My favorite part was the “legs,” or supports, that held up most of the port. This was a really incredible feature to me, and I used them in a particular way every time it went outside.
In my backyard, there was a 20-foot-long concrete walkway that stretched from the garage in the alley all the way to the steps at my back porch. It was sunken below grass level by about six inches, creating a perfect riverbed.
I would set up the side of the port with the legs on this riverbed and then position my hose “upstream” and crank that fucker full blast. If turned to the left just right, it would blast the water off one side and then flatten out into a perfect river flowing downstream and right under the elevated part of the Surveillance Port. It appeared as if it was River’s Edge Base, allowing the Night Landing to come up and down, allowing Firefly to move in silence into the best place to attack the Joes.

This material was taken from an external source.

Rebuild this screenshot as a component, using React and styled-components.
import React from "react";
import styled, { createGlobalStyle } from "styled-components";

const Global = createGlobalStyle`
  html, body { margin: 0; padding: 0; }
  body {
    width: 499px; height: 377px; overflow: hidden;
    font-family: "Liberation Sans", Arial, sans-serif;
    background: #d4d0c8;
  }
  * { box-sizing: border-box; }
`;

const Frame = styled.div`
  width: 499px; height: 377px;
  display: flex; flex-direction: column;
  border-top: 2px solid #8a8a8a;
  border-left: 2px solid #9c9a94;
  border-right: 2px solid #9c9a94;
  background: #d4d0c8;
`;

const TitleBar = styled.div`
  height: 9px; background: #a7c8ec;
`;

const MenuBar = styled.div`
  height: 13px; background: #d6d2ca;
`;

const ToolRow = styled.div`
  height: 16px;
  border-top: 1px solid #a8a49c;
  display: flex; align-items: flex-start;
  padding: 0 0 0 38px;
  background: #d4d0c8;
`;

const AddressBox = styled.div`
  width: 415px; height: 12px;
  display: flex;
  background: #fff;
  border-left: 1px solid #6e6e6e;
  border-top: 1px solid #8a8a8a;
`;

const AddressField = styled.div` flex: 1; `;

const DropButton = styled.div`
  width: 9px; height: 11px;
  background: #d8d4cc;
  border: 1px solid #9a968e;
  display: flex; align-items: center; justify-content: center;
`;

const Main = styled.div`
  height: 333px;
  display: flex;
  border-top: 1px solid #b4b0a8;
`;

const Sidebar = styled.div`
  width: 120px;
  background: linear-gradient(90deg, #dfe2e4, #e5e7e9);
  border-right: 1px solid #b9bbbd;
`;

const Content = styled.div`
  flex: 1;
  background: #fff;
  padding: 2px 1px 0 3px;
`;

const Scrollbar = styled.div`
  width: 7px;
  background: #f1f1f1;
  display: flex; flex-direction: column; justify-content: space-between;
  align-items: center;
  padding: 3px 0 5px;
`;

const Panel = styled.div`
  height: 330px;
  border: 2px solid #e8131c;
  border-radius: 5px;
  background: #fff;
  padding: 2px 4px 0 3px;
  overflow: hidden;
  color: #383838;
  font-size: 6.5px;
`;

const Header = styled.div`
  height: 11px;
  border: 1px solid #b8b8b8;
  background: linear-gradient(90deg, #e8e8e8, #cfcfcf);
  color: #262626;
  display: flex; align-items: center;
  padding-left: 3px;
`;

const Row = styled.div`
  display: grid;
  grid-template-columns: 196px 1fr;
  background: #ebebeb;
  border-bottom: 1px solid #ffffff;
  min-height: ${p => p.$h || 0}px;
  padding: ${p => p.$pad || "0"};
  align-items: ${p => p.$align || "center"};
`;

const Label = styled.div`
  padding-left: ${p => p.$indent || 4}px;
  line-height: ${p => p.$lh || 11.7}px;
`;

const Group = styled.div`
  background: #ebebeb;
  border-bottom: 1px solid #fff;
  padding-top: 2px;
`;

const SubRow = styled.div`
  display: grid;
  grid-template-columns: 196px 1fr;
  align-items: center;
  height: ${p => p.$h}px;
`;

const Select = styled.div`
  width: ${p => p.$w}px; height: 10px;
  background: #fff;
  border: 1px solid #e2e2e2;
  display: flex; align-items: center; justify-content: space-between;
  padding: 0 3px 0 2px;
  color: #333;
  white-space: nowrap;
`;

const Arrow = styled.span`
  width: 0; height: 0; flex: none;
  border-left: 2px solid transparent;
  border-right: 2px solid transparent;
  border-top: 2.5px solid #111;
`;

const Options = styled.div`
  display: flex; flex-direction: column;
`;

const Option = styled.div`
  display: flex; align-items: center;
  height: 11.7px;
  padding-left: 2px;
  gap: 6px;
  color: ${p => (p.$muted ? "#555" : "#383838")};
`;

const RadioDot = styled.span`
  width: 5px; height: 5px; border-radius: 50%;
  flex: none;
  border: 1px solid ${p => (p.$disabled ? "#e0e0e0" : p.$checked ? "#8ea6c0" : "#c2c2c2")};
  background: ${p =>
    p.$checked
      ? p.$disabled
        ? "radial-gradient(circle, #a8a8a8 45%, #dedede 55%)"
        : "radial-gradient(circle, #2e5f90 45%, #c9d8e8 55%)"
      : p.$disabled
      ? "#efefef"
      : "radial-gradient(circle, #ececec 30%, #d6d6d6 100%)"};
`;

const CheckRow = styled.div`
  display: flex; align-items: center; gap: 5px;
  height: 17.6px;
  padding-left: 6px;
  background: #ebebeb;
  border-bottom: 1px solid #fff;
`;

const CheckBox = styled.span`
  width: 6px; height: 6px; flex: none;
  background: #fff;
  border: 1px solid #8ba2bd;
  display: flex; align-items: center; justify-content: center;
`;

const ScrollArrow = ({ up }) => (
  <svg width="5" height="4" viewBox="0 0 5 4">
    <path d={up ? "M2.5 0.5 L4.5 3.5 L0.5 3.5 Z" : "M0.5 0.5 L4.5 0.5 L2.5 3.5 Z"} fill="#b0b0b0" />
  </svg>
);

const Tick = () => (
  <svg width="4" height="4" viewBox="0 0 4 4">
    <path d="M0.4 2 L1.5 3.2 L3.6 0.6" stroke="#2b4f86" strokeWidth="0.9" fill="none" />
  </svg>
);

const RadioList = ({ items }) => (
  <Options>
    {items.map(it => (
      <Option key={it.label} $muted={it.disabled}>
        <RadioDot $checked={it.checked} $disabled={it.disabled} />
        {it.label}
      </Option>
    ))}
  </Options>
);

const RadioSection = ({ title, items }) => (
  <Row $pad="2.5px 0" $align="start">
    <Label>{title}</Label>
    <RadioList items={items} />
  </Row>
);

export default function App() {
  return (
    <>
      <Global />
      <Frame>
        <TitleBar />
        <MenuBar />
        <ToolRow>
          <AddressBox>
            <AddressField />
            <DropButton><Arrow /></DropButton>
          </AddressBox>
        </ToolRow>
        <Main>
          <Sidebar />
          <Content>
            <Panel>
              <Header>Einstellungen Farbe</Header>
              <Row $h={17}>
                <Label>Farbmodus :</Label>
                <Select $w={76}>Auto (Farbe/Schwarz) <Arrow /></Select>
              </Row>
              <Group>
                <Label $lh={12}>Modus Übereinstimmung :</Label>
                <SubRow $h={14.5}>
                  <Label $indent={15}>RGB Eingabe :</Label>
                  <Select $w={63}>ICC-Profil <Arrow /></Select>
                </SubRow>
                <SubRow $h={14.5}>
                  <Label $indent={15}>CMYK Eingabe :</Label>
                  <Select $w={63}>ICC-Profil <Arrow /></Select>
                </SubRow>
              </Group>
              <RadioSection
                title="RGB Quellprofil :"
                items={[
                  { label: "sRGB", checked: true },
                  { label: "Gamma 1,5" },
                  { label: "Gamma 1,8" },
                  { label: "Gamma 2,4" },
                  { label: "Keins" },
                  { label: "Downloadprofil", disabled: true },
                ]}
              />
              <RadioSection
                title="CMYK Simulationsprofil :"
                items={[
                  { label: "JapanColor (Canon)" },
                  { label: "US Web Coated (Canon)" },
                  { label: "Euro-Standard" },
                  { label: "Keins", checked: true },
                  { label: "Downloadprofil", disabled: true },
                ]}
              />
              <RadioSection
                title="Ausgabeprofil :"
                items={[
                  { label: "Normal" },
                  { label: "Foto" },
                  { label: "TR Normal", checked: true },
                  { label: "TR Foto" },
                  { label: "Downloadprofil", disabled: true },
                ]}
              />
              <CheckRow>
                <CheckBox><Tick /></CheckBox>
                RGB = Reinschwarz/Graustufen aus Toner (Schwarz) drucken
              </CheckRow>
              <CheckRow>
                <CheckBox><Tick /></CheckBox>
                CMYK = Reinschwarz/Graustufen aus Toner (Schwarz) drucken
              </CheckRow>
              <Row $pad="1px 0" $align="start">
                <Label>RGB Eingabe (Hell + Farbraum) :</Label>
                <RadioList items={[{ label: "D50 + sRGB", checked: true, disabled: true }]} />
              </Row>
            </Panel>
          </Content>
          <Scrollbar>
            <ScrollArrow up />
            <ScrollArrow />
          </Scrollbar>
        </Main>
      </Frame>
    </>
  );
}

On the other side of the port was the bunker. This would rest up against the elevated flower bed that acted as the structure for Cobra’s Silent Castle. So the Surveillance Port was actually a checkpoint, but also a sort of FOB off the main building.
Scrap-Iron was always lingering in between with his missile station, ready to launch at the first whiff of the Joes.
Even after I got a Terrordrome later in life, the Surveillance Port was my go-to. The Terrordrome was heavy and didn’t go in and out of rooms easily, so the bunker/port combo was always at the ready, whether it was going outside or into the living room.
This little fucker is still a hair-raiser when I see it. It still hits like a freight train. I think that’s why I get down with the Fort Mod so much. It’s the closest thing I’ve gotten to a Surveillance Port, and it’s modular. But again, the navy blue, the computer, the weapons, the elevating legs, the radar dish, and also what it represented still hold water today. I am proud, baby, and I’m going to buy a 1:18-scale one because it means so much to me.
What did you think of the Surveillance Port?
Did you have one? Did it make your hairs stand on end, even as a kid? It did for me.